The county was required to maintain and inspect the pipe and was violating the Clean Water Act, among other environmental issues. Miami Waterkeeper filed a notice of intent to sue and, Silverstein says, the organization alerted local news media.

“Within three days, the leak was shut down,” Silverstein says. “I feel like we’ve been able to move the needle on some really big and important issues, and we’ve already seen some tangible successes. They are often David-and-Goliath type battles, yet we’ve had some serious victories and have raised awareness about important issues that will result in meaningful change for the community. We’re a small organization that takes on big polluters, so it will always be a challenge.”

How to Get Involved

Silverstein explains how to help save Miami’s waterways.
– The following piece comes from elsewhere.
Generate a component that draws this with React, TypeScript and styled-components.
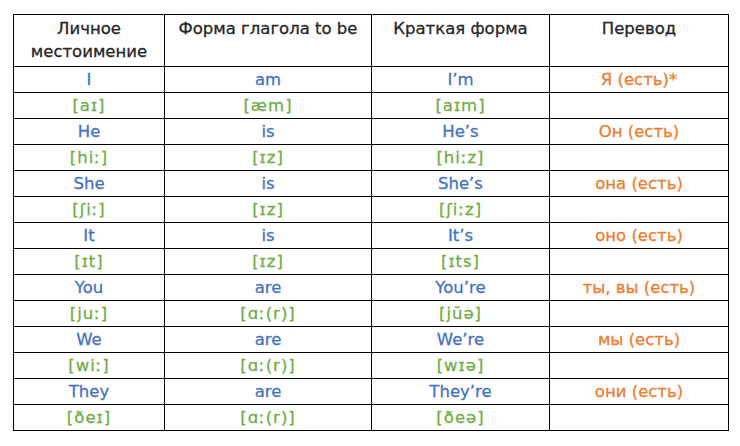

Become a member of Miami Waterkeeper. “Members get access to our lunch-and-learn series, and by being a member, you give us the right to go to court on your behalf if someone is polluting your water,” Silverstein says. “It’s not like a typical membership program because it has meaning for us to do our work.”

Join 1,000 Eyes on the Water: The volunteer-based water patrol program trains citizens to observe, document and report problems on waterways so they can be fixed. “We train you how to take the proper pictures, send the right information to us, and report it. You don’t have to be out on a boat. The nearest body of water might be the storm drain at the end of your street,” Silverstein says. “You can be aware when you’re walking your dog, kayaking or biking or walking to work.”

Download the Swim Guide app: Created by the Lake Ontario Waterkeeper staff in Toronto, the guide has information about 7,000 beaches, lakes, rivers and swimming holes in Canada, the United States, Mexico, the Bahamas and more. “Each day, water quality testing information from all over, in real time, is uploaded,” Silverstein says. “Miami Waterkeeper realized there wasn’t enough testing going on at Biscayne Bay—only two sites were being monitored weekly—so we increased the sampling and launched an additional six sites. That information is included in Swim Guide.”